Since one is supposed to know about Randy Newman's ideas, and his use of the narrative device called "the untrustworthy narrator", it goes without saying that a song going by the title A Few Words In Defense Of Our Country should make one cautious when drawing any fast conclusions. Alas, one particular reviewer threw all cautions to the winds, calling this song "Patriotic, decidedly over-the-top", so clearly showing that he had no idea what he was talking about. I was not glad to hear things like "he's not one of the worst", or "but don't you remember...?", or "nobody reads this magazine anyway". So this is what we've come to, that we hope nobody will read a review? What if - 'cause of this review - even just one reader will get the impression that Randy Newman is a kind of "right-wing hawk"?


What about the audience? Well... Just as a quick note about a very serious matter, let's say that I believe the present crisis to be the first global economic crisis when one is actually able to read fantastic op-ed pieces - even by Nobel prizes! - that are written in a way that's quite easy to understand, for free, on the Web. But a quick chat is all one needs to know not many people bother with this stuff.

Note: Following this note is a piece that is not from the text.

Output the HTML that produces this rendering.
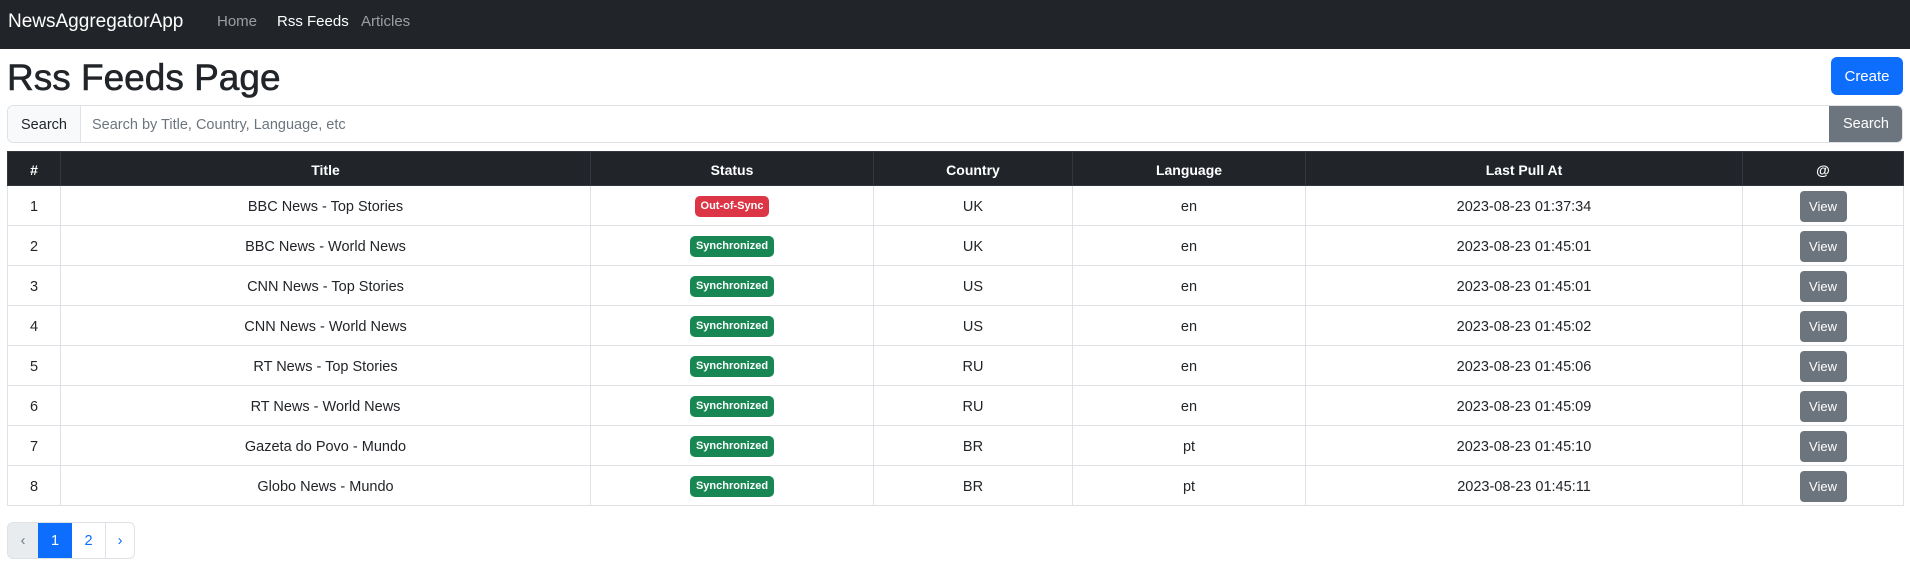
<!DOCTYPE html>
<html><head><meta charset="utf-8"><style>
*{box-sizing:border-box;margin:0;padding:0}
body{width:1910px;height:564px;overflow:hidden;background:#fff;font-family:"Liberation Sans",sans-serif;color:#212529;font-size:14.5px}
.nav{height:49px;background:#212529;position:relative}
.nav span{position:absolute;top:13px;font-size:15px;color:rgba(255,255,255,.55)}
.nav .brand{left:8px;top:11px;font-size:19px;color:#fff}
h1{position:absolute;left:7px;top:54px;font-size:37px;font-weight:normal;line-height:48px;-webkit-text-stroke:0.6px #212529}
.create{position:absolute;left:1831px;top:57px;width:72px;height:38px;background:#0d6efd;color:#fff;border-radius:6px;text-align:center;line-height:40px;font-size:15px}
.ig{position:absolute;left:7px;top:105px;width:1896px;height:38px;border:1px solid #dee2e6;border-radius:6px;display:flex;overflow:hidden}
.ig .l{width:73px;background:#f8f9fa;border-right:1px solid #dee2e6;text-align:center;line-height:38px}
.ig .i{flex:1;line-height:38px;padding-left:11px;color:#6c757d}
.ig .b{width:74px;background:#6c757d;color:#fff;text-align:center;line-height:38px;margin:-1px -1px -1px 0}
table{position:absolute;left:7px;top:151px;width:1896px;border-collapse:collapse;table-layout:fixed}
th{background:#212529;color:#fff;height:34px;font-size:14px;font-weight:700;border:1px solid #32383e;text-align:center;padding-top:2px}
td{height:40px;border:1px solid #dee2e6;text-align:center;padding-top:2px}
.bd{display:inline-block;vertical-align:middle;color:#fff;font-size:11px;font-weight:700;border-radius:5px;padding:0 6px;line-height:21px;height:21px}
.r{background:#dc3545}.g{background:#198754}
.v{display:inline-block;vertical-align:middle;background:#6c757d;color:#fff;font-size:13px;width:47px;height:31px;line-height:32px;border-radius:4px}
.pg{position:absolute;left:7px;top:522px;height:37px;display:flex;border:1px solid #dee2e6;border-radius:6px;overflow:hidden}
.pg div{line-height:36px;text-align:center;color:#0d6efd;border-left:1px solid #dee2e6}
</style></head><body>
<div class="nav"><span class="brand">NewsAggregatorApp</span><span style="left:217px">Home</span><span style="left:277px;color:#fff">Rss Feeds</span><span style="left:361px">Articles</span></div>
<h1>Rss Feeds Page</h1>
<div class="create">Create</div>
<div class="ig"><div class="l">Search</div><div class="i">Search by Title, Country, Language, etc</div><div class="b">Search</div></div>
<table>
<colgroup><col style="width:53px"><col style="width:530px"><col style="width:283px"><col style="width:199px"><col style="width:233px"><col style="width:437px"><col style="width:161px"></colgroup>
<tr><th>#</th><th>Title</th><th>Status</th><th>Country</th><th>Language</th><th>Last Pull At</th><th>@</th></tr>
<tr><td>1</td><td>BBC News - Top Stories</td><td><span class="bd r">Out-of-Sync</span></td><td>UK</td><td>en</td><td>2023-08-23 01:37:34</td><td><span class="v">View</span></td></tr>
<tr><td>2</td><td>BBC News - World News</td><td><span class="bd g">Synchronized</span></td><td>UK</td><td>en</td><td>2023-08-23 01:45:01</td><td><span class="v">View</span></td></tr>
<tr><td>3</td><td>CNN News - Top Stories</td><td><span class="bd g">Synchronized</span></td><td>US</td><td>en</td><td>2023-08-23 01:45:01</td><td><span class="v">View</span></td></tr>
<tr><td>4</td><td>CNN News - World News</td><td><span class="bd g">Synchronized</span></td><td>US</td><td>en</td><td>2023-08-23 01:45:02</td><td><span class="v">View</span></td></tr>
<tr><td>5</td><td>RT News - Top Stories</td><td><span class="bd g">Synchronized</span></td><td>RU</td><td>en</td><td>2023-08-23 01:45:06</td><td><span class="v">View</span></td></tr>
<tr><td>6</td><td>RT News - World News</td><td><span class="bd g">Synchronized</span></td><td>RU</td><td>en</td><td>2023-08-23 01:45:09</td><td><span class="v">View</span></td></tr>
<tr><td>7</td><td>Gazeta do Povo - Mundo</td><td><span class="bd g">Synchronized</span></td><td>BR</td><td>pt</td><td>2023-08-23 01:45:10</td><td><span class="v">View</span></td></tr>
<tr><td>8</td><td>Globo News - Mundo</td><td><span class="bd g">Synchronized</span></td><td>BR</td><td>pt</td><td>2023-08-23 01:45:11</td><td><span class="v">View</span></td></tr>
</table>
<div class="pg"><div style="width:30px;background:#e9ecef;color:#6c757d;border:0">‹</div><div style="width:34px;background:#0d6efd;color:#fff;border:0">1</div><div style="width:33px;border:0">2</div><div style="width:29px">›</div></div>
</body></html>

For the most part, people's interest lay elsewhere. And the new instruments called "aggregators" - the most recent one I know of being Tina Brown's The Daily Beast, whose motto is "Read this, skip that" - promise to put at one's disposal only what one is really interested in, and nothing else. Something that, under the present conditions (type of interest, type of attention, "pointillistic", not "cumulative", type of experiences, having as one's concept of "excellence" one that's more suited to a reality show), could have disastrous consequences.

The traditional media (Press) - from which Web media still appear to get their moves - are still on their feet. One can't help but wonder what will happen when they'll be around no more. We already know what happened with music.